Son dernier livre est une vie du Prince Impérial, écrite avec un soin religieux, avec une simplicité exquise et avec une émotion discrète. Il avait rassemblé tous les documens possibles, et il possédait principalement ses souvenirs, nets comme au premier jour et consacrés par le temps. Il n’apparaît, dans ce récit, que pour dire : « Voici ce que j’ai vu autrefois, ce que j’ai entendu, ce que j’affirme... » Son rôle, je ne dis pas qu’il le diminue ; je n’en sais rien : mais le scrupule avec lequel il s’efface est d’une qualité qu’on ne veut point gâter par des éloges. Ce n’est pas fausse modestie, de sa part, et ce n’est rien de telle sorte, quand il se demande s’il a été parfaitement le précepteur qu’il fallait au jeune Prince : ne fut-il pas « trop de la cour, » trop mêlé à la vie politique et mondaine de la famille impériale ?... Mais le Prince, par tant « le mérites qui le rendaient bien digne de régner, prouve qui lui. le maître, avait accompli sa tâche sans faute ? Non, réplique-t-il, « cette louange, qui me serait douce, je ne puis l’accepter.
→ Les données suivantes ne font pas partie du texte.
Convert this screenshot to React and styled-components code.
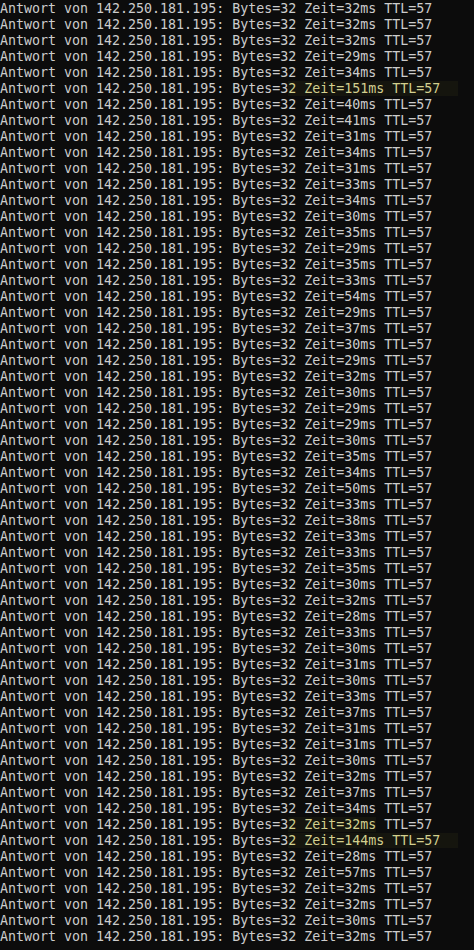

Je n’ai pas formé le Prince. Personne n’a formé le Prince. Le Prince s’est formé tout seul... » Et, en effet, le livre montre comment cette âme, d’abord un peu lente, s’épanouit, fleurit d’elle-même... « Ai-je fait tout mon devoir, rien que mon devoir ? Un autre n’eût-il pas mieux fait ?... Trente-six ans ont passé et cette question, — la plus grave qui se soit jamais posée devant ma conscience, — revient encore l’agiter... » Une telle incertitude répondrait à la question qui la provoque, si les plus fines délicatesses du cœur et de la pensée ne se savaient plus précieuses que le calme.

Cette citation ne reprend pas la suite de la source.